Last night, for the first time in a while, I looked in the mirror and stood there staring at myself. I said “You are beautiful, I love your hair. You have a radiant smile, you are SO pretty. Your skin color, your eyes, your natural glow is gorgeous. You are fearfully and wonderfully made.”

I am thankful I did that. I have a history of sexual abuse. My friend knows this and we had talked about it again earlier in the day. I have PTSD. When I have panic attacks it feels like someone is physically molesting me.

I met up with this friend of 10 years and a girl he thought I would get along with. We drank, and I haven’t drank in a long time so it hit me pretty hard. We all went home to his house and started watching a movie. When we were kids he would put his arm around me, but it was a friendly gesture, not a sexual one. I felt safe and comfortable. I start to doze off when I feel a hand grab mine and put it on his penis. I was shocked. It was the girl. The girl tried to motion me to grab him again and again. I moved my hand quickly off of him and was so tired and drunk that I fell back asleep. I woke up to her voice saying “she’s really drunk, have you taken her bra off yet?” He started to try and I woke up and said “no this is not a good idea” that was all that could come out of my mouth. I knocked out again; she kept trying to grab me and tell him what to do to me. He didn’t persist and starting having sex with her next to me. I woke up and thought “either I am going to get raped again tonight by my best friend or I need to get the fuck out of here”. I got up and said “you guys are too fucking much; if you’re even a remotely decent human you will walk me the fuck out.” He did. I yelled at him. I told him he hit an all time fucking low, I reminded him of my PTSD, and how we had talked about it hours before.

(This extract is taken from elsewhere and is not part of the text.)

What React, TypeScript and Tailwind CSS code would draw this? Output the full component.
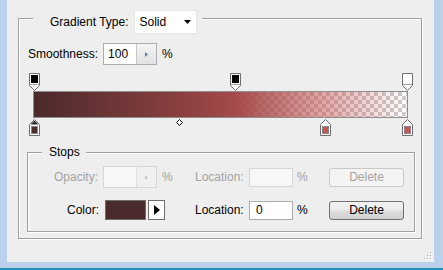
import React from 'react';

type OpacityStopData = { at: number; fill: string };
type ColorStopData = { at: number; color: string; selected?: boolean };

const opacityStops: OpacityStopData[] = [
  { at: 0, fill: '#000000' },
  { at: 54, fill: '#000000' },
  { at: 100, fill: '#ffffff' },
];

const colorStops: ColorStopData[] = [
  { at: 0, color: '#4b2a2b', selected: true },
  { at: 78, color: '#c95353' },
  { at: 100, color: '#c95353' },
];

// bar inner width in px per percent
const SCALE = 3.73;
const stopLeft = (at: number) => Math.round(at * SCALE) - 4;

function OpacityStop({ fill }: { fill: string }) {
  return (
    <svg width="11" height="18" viewBox="0 0 11 18">
      <path d="M0.5 0.5H10.5V12.5L5.5 17.5L0.5 12.5Z" fill="#ffffff" stroke="#6f6f6f" />
      <rect x="2" y="2" width="7" height="8" fill={fill} />
      <path d="M1 11.5H10" stroke="#a8a8a8" />
    </svg>
  );
}

function ColorStop({ color, selected }: { color: string; selected?: boolean }) {
  return (
    <svg width="11" height="17" viewBox="0 0 11 17">
      <path d="M5.5 0.5L10.5 5.5V16.5H0.5V5.5Z" fill="#ffffff" stroke="#6f6f6f" />
      {selected && <path d="M5.5 1.5L9.5 5.5H1.5Z" fill="#2e2e2e" />}
      <rect x="2.5" y="7.5" width="6" height="7" fill={color} stroke="#8a8a8a" />
    </svg>
  );
}

function SpinInput({ value, disabled }: { value?: string; disabled?: boolean }) {
  return (
    <div
      className={`flex w-[54px] h-[22px] border ${
        disabled ? 'border-[#d5d5d5] bg-[#f7f7f7]' : 'border-[#abadb3] bg-white'
      }`}
    >
      <div className="w-[32px] pl-[4px] leading-[20px]">{value}</div>
      <div
        className={`flex-1 flex items-center justify-center border-l ${
          disabled
            ? 'border-[#dedede] bg-[#f0f0f0]'
            : 'border-[#c6c6c6] bg-[linear-gradient(#f4f4f4,#e2e2e2)]'
        }`}
      >
        <svg width="3" height="5" viewBox="0 0 3 5">
          <path d="M0 0L3 2.5L0 5Z" fill={disabled ? '#c4c4c4' : '#5b7ea8'} />
        </svg>
      </div>
    </div>
  );
}

function DeleteButton({ disabled }: { disabled?: boolean }) {
  return (
    <div
      className={`w-[75px] h-[19px] rounded-[3px] border flex items-center justify-center leading-none ${
        disabled
          ? 'border-[#c9c9c9] bg-[#f4f4f4] text-[#a3a3a3]'
          : 'border-[#707070] bg-[linear-gradient(#f2f2f2,#ebebeb_45%,#dddddd_55%,#cfcfcf)]'
      }`}
    >
      Delete
    </div>
  );
}

function LocationField({ value, disabled }: { value?: string; disabled?: boolean }) {
  return (
    <>
      <span className={`w-[49px] ${disabled ? 'text-[#a3a3a3]' : ''}`}>Location:</span>
      <div
        className={`ml-[5px] w-[44px] h-[19px] border pl-[6px] leading-[17px] ${
          disabled ? 'border-[#d5d5d5] bg-[#f7f7f7]' : 'border-[#abadb3] bg-white'
        }`}
      >
        {value}
      </div>
      <span className={`ml-[4px] w-[32px] ${disabled ? 'text-[#a3a3a3]' : ''}`}>%</span>
      <DeleteButton disabled={disabled} />
    </>
  );
}

function GradientBar() {
  return (
    <div className="ml-[14px] mt-[8px] w-[375px]">
      {/* Opacity stops */}
      <div className="relative h-[18px]">
        {opacityStops.map((s) => (
          <div key={s.at} className="absolute top-0 flex" style={{ left: stopLeft(s.at) }}>
            <OpacityStop fill={s.fill} />
          </div>
        ))}
      </div>

      {/* Bar */}
      <div className="h-[27px] border border-[#8e8e8e] bg-[conic-gradient(#cccccc_25%,#ffffff_0_50%,#cccccc_0_75%,#ffffff_0)] bg-[length:8px_8px]">
        <div className="h-full w-full bg-[linear-gradient(to_right,#4b2a2b_0%,#8a3f40_39%,#a54a4b_54%,rgba(201,83,83,0.5)_78%,rgba(201,83,83,0)_100%)]" />
      </div>

      {/* Color stops */}
      <div className="relative h-[18px]">
        {colorStops.map((s) => (
          <div key={s.at} className="absolute top-[1px] flex" style={{ left: stopLeft(s.at) }}>
            <ColorStop color={s.color} selected={s.selected} />
          </div>
        ))}
        <div className="absolute top-[1px] left-[143px] flex">
          <svg width="7" height="7" viewBox="0 0 7 7">
            <path d="M3.5 0.5L6.5 3.5L3.5 6.5L0.5 3.5Z" fill="#ffffff" stroke="#000000" />
          </svg>
        </div>
      </div>
    </div>
  );
}

function StopsGroup() {
  return (
    <div className="ml-[8px] mt-[16px] w-[388px] h-[80px] flex flex-col items-start border border-[#a0a0a0] shadow-[1px_1px_0_#ffffff,inset_1px_1px_0_#ffffff]">
      <div className="-mt-[8px] ml-[14px] h-[14px] leading-[14px] pl-[7px] pr-[6px] bg-[#eeeeee]">Stops</div>

      <div className="mt-[7px] h-[22px] flex items-center">
        <span className="w-[70px] text-right text-[#a3a3a3]">Opacity:</span>
        <div className="ml-[5px]">
          <SpinInput disabled />
        </div>
        <span className="ml-[5px] w-[33px] text-[#a3a3a3]">%</span>
        <LocationField disabled />
      </div>

      <div className="mt-[12px] h-[20px] flex items-center">
        <span className="w-[71px] text-right">Color:</span>
        <div className="ml-[6px] w-[41px] h-[20px] border border-[#6f6f6f] bg-[#4b2a2b]" />
        <div className="ml-[2px] w-[17px] h-[20px] border border-[#6f6f6f] bg-white flex items-center justify-center">
          <svg width="6" height="10" viewBox="0 0 6 10">
            <path d="M0 0L6 5L0 10Z" fill="#000000" />
          </svg>
        </div>
        <div className="ml-[30px] flex items-center">
          <LocationField value="0" />
        </div>
      </div>
    </div>
  );
}

function GradientGroup() {
  return (
    <div className="w-[404px] h-[221px] flex flex-col items-start border border-[#a0a0a0] shadow-[1px_1px_0_#ffffff,inset_1px_1px_0_#ffffff]">
      {/* Group header */}
      <div className="-mt-[9px] ml-[14px] h-[24px] flex items-center bg-[#eeeeee] pl-[17px] pr-[5px]">
        <span>Gradient Type:</span>
        <div className="ml-[5px] w-[63px] h-[24px] bg-white border border-[#e6e6e6] flex items-center justify-between pl-[5px] pr-[5px]">
          <span>Solid</span>
          <svg width="7" height="4" viewBox="0 0 7 4">
            <path d="M0 0H7L3.5 4Z" fill="#000000" />
          </svg>
        </div>
      </div>

      {/* Smoothness */}
      <div className="mt-[9px] ml-[9px] h-[22px] flex items-center">
        <span>Smoothness:</span>
        <div className="ml-[5px]">
          <SpinInput value="100" />
        </div>
        <span className="ml-[5px]">%</span>
      </div>

      <GradientBar />
      <StopsGroup />
    </div>
  );
}

function ResizeGrip() {
  const dots = [
    [7, 1],
    [4, 4],
    [7, 4],
    [1, 7],
    [4, 7],
    [7, 7],
  ];
  return (
    <div className="absolute right-[1px] bottom-[1px] flex">
      <svg width="10" height="10" viewBox="0 0 10 10">
        {dots.map(([x, y]) => (
          <g key={`${x}-${y}`}>
            <rect x={x + 1} y={y + 1} width="1" height="1" fill="#ffffff" />
            <rect x={x} y={y} width="1" height="1" fill="#a9a9a9" />
          </g>
        ))}
      </svg>
    </div>
  );
}

export default function App() {
  return (
    <div className="w-[443px] h-[270px] flex flex-col bg-[#eeeeee] font-['Liberation_Sans',Arial,sans-serif] text-[12px] text-black overflow-hidden select-none">
      <div className="flex flex-1 min-h-0">
        <div className="w-[7px] bg-[#b9d1ea]" />
        <div className="relative flex-1 pt-[18px] pl-[11px]">
          <GradientGroup />
          <ResizeGrip />
        </div>
        <div className="w-[9px] bg-[#b9d1ea]" />
      </div>
      <div className="h-[6px] bg-[#b9d1ea]" />
      <div className="h-[2px] bg-[#1d8fb3]" />
    </div>
  );
}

I realized he is much more of a broken human being than I had imagined and the people he surrounds himself with are just as shitty. I prayed for him. I told him god wants to make him new, but he needs to give up this life of corruption. I said I’m not going to stay here and be abused by the one person who I thought understood me. It was 4AM, I called my friend and said I’m drunk and alone and I need a safe place to stay.

I am fearfully and wonderfully made, says the Lord. I am fearfully and wonderfully made.